Nuit ton ventre froid
Nuit je suis à toi
Nuit je t'offre mes heures
Du monde tu ne vois que l'horreur
Dans l'optique de personnifier la nuit par rapport à des sentiments que tu peux avoir toi, tu as une solution qui me paraît pas mal : le parallélisme sonore. Question qui me turlupine, tiens, là, regarde : ce putain de mot "ventre", il fait quoi là ? Sinon je reviens sur mon étude de strophe précédente. Le "voir" trouve un double écho, c'est exactement ce qu'il faut. Par contre je reste sur mon impression "voir" c'est bien trop light pour de la poésie. Si tu procèdes par cascade par rapport à ce que je t'ai dit, et bien si tu trouves un mot meilleur que voir, tu peux aussi changer "froid" et "toi". L'idéal, le must du must, ce serait de remplacer tout ça par du son [eur], tu aurais alors l'opposition durable, plus violente par rapport aux deux premières strophes, et bien plus marquantes dans son ensemble. Et le froid, ce ne serait pas l'hiver ? Quel revers ! Enfin bref, tu as des possibilités assez grandes avec les rimes en [ère].

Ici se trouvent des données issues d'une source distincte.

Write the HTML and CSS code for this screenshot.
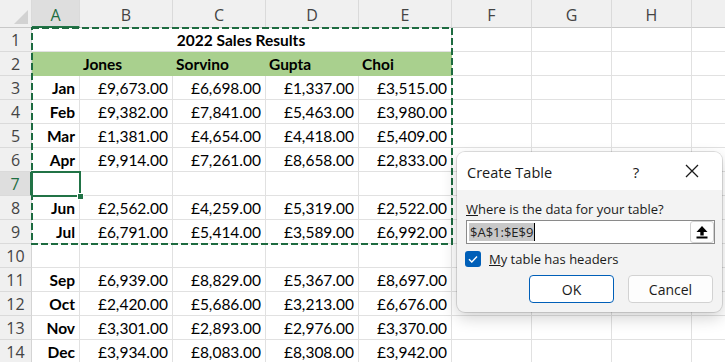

Pour résumer, c'est pas mal du tout. Par contre n'hésite pas à étoffer le "verbe". C'est une constante récurrente constatée chez toi, verbes d'action ou verbes de perception sont souvent simples. Travaille sur le synonyme, surtout que ce verbe "voir" il est quand même laid à souhait. Dans l'ensemble c'est un choix que sa répétition et la reprise de la rime en fin. L'idée est "bonne" mais elle écorche beaucoup les deux premières strophes considérées comme plus douces au niveau du son. A voir pour trouver une correction en fonction de ces axes que j'ai essayé d'énoncer. Il y en a bien d'autres possibles tout en gardant ce son [oi]. A étudier. Sinon l'ensemble est plus que satisfaisant de mon point de vue. C'est bon.